(Collected data)
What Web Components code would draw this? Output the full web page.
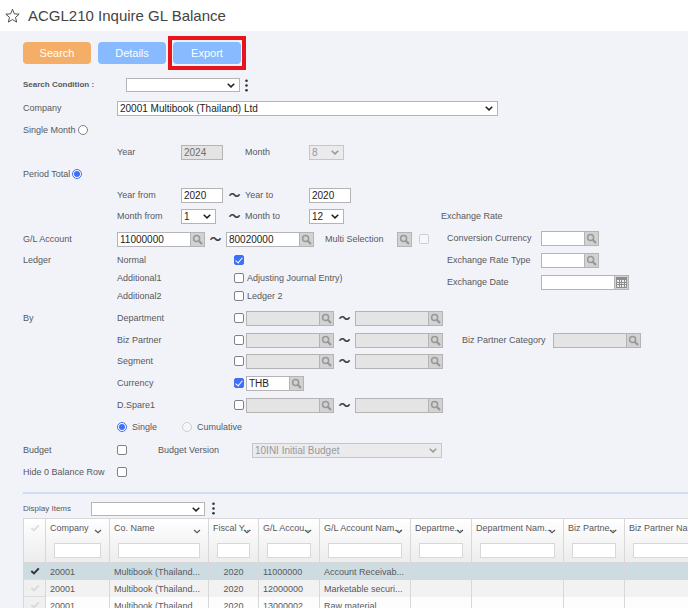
<!DOCTYPE html>
<html lang="en">
<head>
<meta charset="utf-8">
<title>ACGL210 Inquire GL Balance</title>
<style>
  html { height: 100%; }
  body {
    margin: 0; height: 100%; overflow: hidden;
    font: 9px/12px "Liberation Sans", Arial, sans-serif;
    color: #58585c; background: #f2f3f9;
  }
  .period { --label: 64px; width: 107px; }
  .year { --control: 42px; }
  .month { --control: 35px; }
  .apart { margin-left: 21px; }
  .wide { --label: 94px; --control: 381px; }
  .saved { --control: 114px; --height: 14px; font-size: 8px; }
  .condition { --label: 103px; font-weight: bold; }
  .display { --label: 68px; }
  .lookup { --control: 88px; }
  .short { --control: 58px; }
  .dimension { --label: 117px; margin-right: 2px; }
  .flag { --label: 94px; }
  .multi { --label: 72px; margin: 0 7px 0 11px; }
  .category { --label: 91px; margin-left: 19px; }
  .rate { --label: 94px; margin-left: 6px; }
  .version { --label: 94px; --control: 190px; margin-left: 31px; }
  .cumulative { margin-left: 25px; }
</style>
</head>
<body>
<inquiry-page>
  <page-title slot="title">ACGL210 Inquire GL Balance</page-title>

  <action-bar slot="actions">
    <action-button tone="primary">Search</action-button>
    <action-button>Details</action-button>
    <action-button marked>Export</action-button>
  </action-bar>

  <form-row plain size="24">
    <form-field class="saved condition" kind="select" label="Search Condition :"></form-field>
    <more-button label="Search condition options"></more-button>
  </form-row>
  <form-row plain size="22">
    <form-field class="wide" kind="select" label="Company" value="20001 Multibook (Thailand) Ltd"></form-field>
  </form-row>
  <form-row plain size="22"><form-field kind="radio" label="Single Month"></form-field></form-row>
  <form-row size="22">
    <form-field class="period year" kind="text" label="Year" value="2024" disabled></form-field>
    <form-field class="period month apart" kind="select" label="Month" value="8" disabled></form-field>
  </form-row>
  <form-row plain size="22"><form-field kind="radio" label="Period Total" checked></form-field></form-row>
  <form-row size="20">
    <form-field class="period year" kind="text" label="Year from" value="2020"></form-field>
    <range-mark></range-mark>
    <form-field class="period year" kind="text" label="Year to" value="2020"></form-field>
  </form-row>

  <split-section>
    <form-row size="22">
      <form-field class="period month" kind="select" label="Month from" value="1"></form-field>
      <range-mark></range-mark>
      <form-field class="period month" kind="select" label="Month to" value="12"></form-field>
    </form-row>
    <form-row size="24" label="G/L Account">
      <form-field class="lookup" kind="lookup" name="G/L Account from" value="11000000"></form-field>
      <range-mark></range-mark>
      <form-field class="lookup" kind="lookup" name="G/L Account to" value="80020000"></form-field>
      <form-field class="multi" kind="icon" label="Multi Selection"></form-field>
      <form-field kind="check" name="Use multi selection" disabled></form-field>
    </form-row>
    <form-row size="18" label="Ledger">
      <form-field class="dimension" kind="check" label="Normal" checked></form-field>
    </form-row>
    <form-row size="18"><form-field class="dimension" kind="check" label="Additional1" suffix="Adjusting Journal Entry)"></form-field></form-row>
    <form-row size="18"><form-field class="dimension" kind="check" label="Additional2" suffix="Ledger 2"></form-field></form-row>

    <form-row slot="side" plain size="22">Exchange Rate</form-row>
    <form-row slot="side" plain size="22"><form-field class="rate short" kind="lookup" label="Conversion Currency"></form-field></form-row>
    <form-row slot="side" plain size="22"><form-field class="rate short" kind="lookup" label="Exchange Rate Type"></form-field></form-row>
    <form-row slot="side" plain size="22"><form-field class="rate lookup" kind="date" label="Exchange Date"></form-field></form-row>
  </split-section>

  <form-row size="24" label="By">
    <form-field class="dimension" kind="check" label="Department"></form-field>
    <form-field class="lookup" kind="lookup" name="Department from" disabled></form-field>
    <range-mark></range-mark>
    <form-field class="lookup" kind="lookup" name="Department to" disabled></form-field>
  </form-row>
  <form-row size="20">
    <form-field class="dimension" kind="check" label="Biz Partner"></form-field>
    <form-field class="lookup" kind="lookup" name="Biz Partner from" disabled></form-field>
    <range-mark></range-mark>
    <form-field class="lookup" kind="lookup" name="Biz Partner to" disabled></form-field>
    <form-field class="lookup category" kind="lookup" label="Biz Partner Category" disabled></form-field>
  </form-row>
  <form-row size="22">
    <form-field class="dimension" kind="check" label="Segment"></form-field>
    <form-field class="lookup" kind="lookup" name="Segment from" disabled></form-field>
    <range-mark></range-mark>
    <form-field class="lookup" kind="lookup" name="Segment to" disabled></form-field>
  </form-row>
  <form-row size="22">
    <form-field class="dimension" kind="check" label="Currency" checked></form-field>
    <form-field class="short" kind="lookup" name="Currency code" value="THB"></form-field>
  </form-row>
  <form-row size="22">
    <form-field class="dimension" kind="check" label="D.Spare1"></form-field>
    <form-field class="lookup" kind="lookup" name="D.Spare1 from" disabled></form-field>
    <range-mark></range-mark>
    <form-field class="lookup" kind="lookup" name="D.Spare1 to" disabled></form-field>
  </form-row>
  <form-row size="22">
    <form-field kind="radio" suffix="Single" checked></form-field>
    <form-field class="cumulative" kind="radio" suffix="Cumulative" disabled></form-field>
  </form-row>
  <form-row plain size="24">
    <form-field class="flag" kind="check" label="Budget"></form-field>
    <form-field class="version" kind="select" label="Budget Version" value="10INI Initial Budget" disabled></form-field>
  </form-row>
  <form-row plain size="20"><form-field class="flag" kind="check" label="Hide 0 Balance Row"></form-field></form-row>

  <balance-grid slot="results">
    <form-field class="saved display" kind="select" label="Display Items"></form-field>
    <more-button label="Display item options"></more-button>
  </balance-grid>
</inquiry-page>

<script>
  const CHEVRON = '<svg class="chev" viewBox="0 0 8 5" aria-hidden="true"><path d="M.7.8 4 3.9 7.3.8" fill="none" stroke="currentColor" stroke-width="1.5"/></svg>';
  const THIN_CHEVRON = '<svg class="chev" viewBox="0 0 8 5" aria-hidden="true"><path d="M1 1 4 3.8 7 1" fill="none" stroke="currentColor" stroke-width="1.2"/></svg>';
  const LENS = '<svg viewBox="0 0 11 11" width="11" height="11" aria-hidden="true"><circle cx="4.6" cy="4.6" r="3" fill="none" stroke="#989898" stroke-width="1.5"/><path d="M7.2 7.2 9.4 9.4" stroke="#989898" stroke-width="2.2" stroke-linecap="round"/></svg>';
  const CALENDAR = '<svg viewBox="0 0 11 11" width="11" height="11" aria-hidden="true"><path d="M0 0h11v11H0z" fill="#8d8d8d"/><path d="M1 3h2v2H1zM4 3h1v2H4zM6 3h2v2H6zM9 3h1v2H9zM1 6h2v1H1zM4 6h1v1H4zM6 6h2v1H6zM9 6h1v1H9zM1 8h2v2H1zM4 8h1v2H4zM6 8h2v2H6zM9 8h1v2H9z" fill="#eee"/></svg>';
  const TICK = c => `<svg viewBox="0 0 10 8" width="10" height="8" aria-hidden="true"><path d="M1.3 4 4 6.4 8.8 1.4" fill="none" stroke="${c}" stroke-width="2"/></svg>`;

  class Base extends HTMLElement {
    connectedCallback() {
      if (this.shadowRoot) return;
      this.attachShadow({ mode: 'open' }).innerHTML = this.render();
    }
    attr(name) { return this.getAttribute(name) || ''; }
  }

  customElements.define('inquiry-page', class extends Base {
    render() { return `
      <style>
        :host { display: flex; flex-direction: column; height: 100%; }
        form { margin: 0; padding: 0 0 10px 23px; }
        hr { margin: 0 0 0 23px; border: 0; height: 2px; flex: none; background: #cfdef5; }
        ::slotted([slot=results]) { flex: 1; min-height: 0; }
      </style>
      <slot name="title"></slot>
      <form><slot name="actions"></slot><slot></slot></form>
      <hr>
      <slot name="results"></slot>`; }
  });

  customElements.define('page-title', class extends Base {
    render() { return `
      <style>
        :host { display: flex; align-items: center; gap: 8px; height: 31px; padding-left: 5px; background: #fff; color: #444; flex: none; }
        h1 { margin: 0; font: 15px/20px "Liberation Sans", Arial, sans-serif; }
        button { border: 0; padding: 0; background: none; display: flex; }
      </style>
      <button type="button" aria-label="Add to favourites"><svg viewBox="0 0 16 15" width="15" height="15"><path d="M8 .9 10 5.7l5.1.4-3.9 3.4 1.2 5L8 11.8l-4.4 2.7 1.2-5L.9 6.1 6 5.7z" fill="none" stroke="#444"/></svg></button>
      <h1><slot></slot></h1>`; }
  });

  customElements.define('action-bar', class extends Base {
    render() { return `<style>:host { display: flex; gap: 7px; padding: 11px 0 9px; }</style><slot></slot>`; }
  });

  customElements.define('action-button', class extends Base {
    render() { return `
      <style>
        :host { display: block; position: relative; }
        button { display: block; width: 68px; height: 22px; padding: 0; border: 0; border-radius: 4px; background: #87bafe; color: #fff; font: 11px/20px "Liberation Sans", Arial, sans-serif; }
        :host([tone=primary]) button { background: #f4ae67; }
        :host([marked])::after { content: ""; position: absolute; inset: -6px -5px; border: 4px solid #e8141c; pointer-events: none; }
      </style>
      <button type="button"><slot></slot></button>`; }
  });

  customElements.define('form-row', class extends Base {
    render() { return `
      <style>
        :host { display: flex; align-items: center; height: ${this.attr('size')}px; white-space: nowrap; }
        span { width: 94px; flex: none; }
      </style>
      ${this.hasAttribute('plain') ? '' : `<span>${this.attr('label')}</span>`}<slot></slot>`; }
  });

  customElements.define('split-section', class extends Base {
    render() { return `
      <style>:host { display: grid; grid-template-columns: 418px 1fr; align-items: start; padding-bottom: 1px; }</style>
      <div><slot></slot></div><div><slot name="side"></slot></div>`; }
  });

  customElements.define('range-mark', class extends Base {
    render() { return `
      <style>:host { width: 21px; flex: none; text-align: center; color: #444; font: bold 12px/14px "Noto Sans CJK JP", sans-serif; }</style>～`; }
  });

  customElements.define('more-button', class extends Base {
    render() { return `
      <style>:host { display: flex; margin-left: 4px; } button { display: flex; border: 0; padding: 0; background: none; }</style>
      <button type="button" aria-label="${this.attr('label')}"><svg width="5" height="13" viewBox="0 0 5 13"><g fill="#333"><circle cx="2.5" cy="1.8" r="1.3"/><circle cx="2.5" cy="6.5" r="1.3"/><circle cx="2.5" cy="11.2" r="1.3"/></g></svg></button>`; }
  });

  customElements.define('form-field', class extends Base {
    control() {
      const off = this.hasAttribute('disabled') ? ' disabled' : '';
      const on = this.hasAttribute('checked') ? ' checked' : '';
      const name = this.attr('name');
      const aria = name ? ` aria-label="${name}"` : '';
      const text = `<input id="c" type="text" value="${this.attr('value')}"${aria}${off}>`;
      switch (this.attr('kind')) {
        case 'text': return `<div class="box">${text}</div>`;
        case 'select': return `<div class="box pick"><select id="c"${off}><option>${this.attr('value')}</option></select>${CHEVRON}</div>`;
        case 'lookup': return `<div class="box">${text}<button type="button" aria-label="Look up ${name || this.attr('label')}"${off}>${LENS}</button></div>`;
        case 'date': return `<div class="box">${text}<button type="button" aria-label="Open calendar">${CALENDAR}</button></div>`;
        case 'icon': return `<button id="c" class="alone" type="button">${LENS}</button>`;
        case 'radio': return `<input id="c" type="radio"${on}${off}>`;
        default: return `<input id="c" type="checkbox"${aria}${on}${off}>`;
      }
    }
    render() {
      const label = this.attr('label'), suffix = this.attr('suffix');
      return `
      <style>
        :host { display: flex; align-items: center; flex: none; }
        * { box-sizing: border-box; }
        label { flex: none; white-space: nowrap; }
        .before { width: var(--label, auto); }
        .box { display: flex; width: var(--control); height: var(--height, 15px); border: 1px solid #b4b4b4; background: #fff; color: #222; flex: none; }
        :host([disabled]) .box { background: #e4e4e4; }
        .box input, select { flex: 1; min-width: 0; width: 100%; height: 100%; margin: 0; border: 0; padding: 0 2px; background: none; color: inherit; opacity: 1; font: 10px/13px "Liberation Sans", Arial, sans-serif; }
        .pick { display: grid; align-items: center; }
        .pick > * { grid-area: 1 / 1; }
        select { appearance: none; padding: 0 16px 0 2px; }
        .chev { width: 8px; height: 5px; justify-self: end; margin-right: 4px; pointer-events: none; }
        :host([disabled]) .box { color: #6e6e6e; }
        :host([disabled]) .pick { color: #999; background: #ebebee; border-color: #c6c6c8; }
        button { display: flex; align-items: center; justify-content: center; width: 14px; flex: none; border: 0; border-left: 1px solid #b4b4b4; padding: 0; background: #d2d2d2; }
        .alone { width: 15px; height: 15px; border: 1px solid #b4b4b4; }
        [type=checkbox], [type=radio] { appearance: none; display: grid; place-items: center; width: 10px; height: 10px; margin: 0; border: 1px solid #808086; border-radius: 2px; background: #fff; flex: none; }
        [type=radio] { border-radius: 50%; }
        .before + [type=radio] { margin-left: 2px; }
        [type=checkbox]:checked { border-color: #3f6ef7; background: #3f6ef7; }
        [type=checkbox]:checked::after { content: ""; width: 3px; height: 6px; margin-bottom: 2px; border: solid #fff; border-width: 0 1px 1px 0; rotate: 40deg; }
        [type=radio]:checked { border-color: #3f6ef7; }
        [type=radio]:checked::after { content: ""; width: 6px; height: 6px; border-radius: 50%; background: #3f6ef7; }
        [type=checkbox]:disabled, [type=radio]:disabled { border-color: #cfcfd2; background: #f6f6f8; }
        .after { padding-left: 3px; }
        [type=radio] + .after { padding-left: 5px; }
      </style>
      ${label ? `<label class="before" for="c">${label}</label>` : ''}${this.control()}${suffix ? `<label class="after" for="c">${suffix}</label>` : ''}`;
    }
  });

  customElements.define('balance-grid', class extends Base {
    render() {
      const columns = [
        ['Company', 64], ['Co. Name', 99], ['Fiscal Y...', 50], ['G/L Accou...', 61], ['G/L Account Nam...', 91],
        ['Departme...', 61], ['Department Nam...', 92], ['Biz Partne...', 61], ['Biz Partner Name', 92]
      ];
      const rows = [
        ['20001', 'Multibook (Thailand...', '2020', '11000000', 'Account Receivab...', '', '', '', ''],
        ['20001', 'Multibook (Thailand...', '2020', '12000000', 'Marketable securi...', '', '', '', ''],
        ['20001', 'Multibook (Thailand...', '2020', '13000002', 'Raw material', '', '', '', '']
      ];
      return `
      <style>
        :host { display: flex; flex-direction: column; padding-left: 23px; overflow: hidden; }
        * { box-sizing: border-box; }
        .bar { display: flex; align-items: center; gap: 2px; height: 24px; padding-top: 5px; flex: none; }
        .view { overflow: hidden; border-top: 1px solid #d8d8da; border-left: 1px solid #d8d8da; }
        table { table-layout: fixed; width: 693px; border-collapse: separate; border-spacing: 0; }
        th, td { padding: 0 4px; border-right: 1px solid #d8d8da; overflow: hidden; white-space: nowrap; text-align: left; font-weight: normal; }
        thead { background: linear-gradient(#fff, #ececec); }
        th { position: relative; height: 44px; padding-top: 3px; vertical-align: top; border-bottom: 1px solid #d8d8da; }
        th .chev { position: absolute; top: 10px; right: 7px; width: 8px; height: 5px; }
        th input { display: block; width: calc(100% - 8px); height: 15px; margin: 9px 4px 0; border: 1px solid #d8d8da; padding: 0 2px; background: #fff; font: inherit; }
        td { height: 17px; }
        tbody tr { background: #fdfdfd; }
        tbody tr:nth-child(2) { background: #f2f2f2; }
        tbody tr:nth-child(1) { background: #cddce1; }
        td:nth-child(4) { text-align: center; }
        .sel { text-align: center; padding: 0; }
        td.sel { border-bottom: 1px solid #dcdcdc; background: #f0f0f0; }
        tr:nth-child(1) td.sel { background: #cddce1; }
        .sel svg { display: block; margin: 0 auto; }
        th.sel svg { margin-top: 5px; }
      </style>
      <div class="bar"><slot></slot></div>
      <div class="view"><table>
        <colgroup><col style="width:22px">${columns.map(c => `<col style="width:${c[1]}px">`).join('')}</colgroup>
        <thead><tr><th class="sel">${TICK('#dedede')}</th>${columns.map(c => `<th>${c[0]}${THIN_CHEVRON}<input type="text" aria-label="Filter ${c[0]}"></th>`).join('')}</tr></thead>
        <tbody>${rows.map((r, i) => `<tr><td class="sel">${TICK(i ? '#dadada' : '#333')}</td>${r.map(v => `<td>${v}</td>`).join('')}</tr>`).join('')}</tbody>
      </table></div>`;
    }
  });
</script>
</body>
</html>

(What to produce) Your task is to return the lines above, from the first one up to and including the line containing "</action-bar>", minus any pictures.

(Correct result)
What Web Components code would draw this? Output the full web page.
<!DOCTYPE html>
<html lang="en">
<head>
<meta charset="utf-8">
<title>ACGL210 Inquire GL Balance</title>
<style>
  html { height: 100%; }
  body {
    margin: 0; height: 100%; overflow: hidden;
    font: 9px/12px "Liberation Sans", Arial, sans-serif;
    color: #58585c; background: #f2f3f9;
  }
  .period { --label: 64px; width: 107px; }
  .year { --control: 42px; }
  .month { --control: 35px; }
  .apart { margin-left: 21px; }
  .wide { --label: 94px; --control: 381px; }
  .saved { --control: 114px; --height: 14px; font-size: 8px; }
  .condition { --label: 103px; font-weight: bold; }
  .display { --label: 68px; }
  .lookup { --control: 88px; }
  .short { --control: 58px; }
  .dimension { --label: 117px; margin-right: 2px; }
  .flag { --label: 94px; }
  .multi { --label: 72px; margin: 0 7px 0 11px; }
  .category { --label: 91px; margin-left: 19px; }
  .rate { --label: 94px; margin-left: 6px; }
  .version { --label: 94px; --control: 190px; margin-left: 31px; }
  .cumulative { margin-left: 25px; }
</style>
</head>
<body>
<inquiry-page>
  <page-title slot="title">ACGL210 Inquire GL Balance</page-title>

  <action-bar slot="actions">
    <action-button tone="primary">Search</action-button>
    <action-button>Details</action-button>
    <action-button marked>Export</action-button>
  </action-bar>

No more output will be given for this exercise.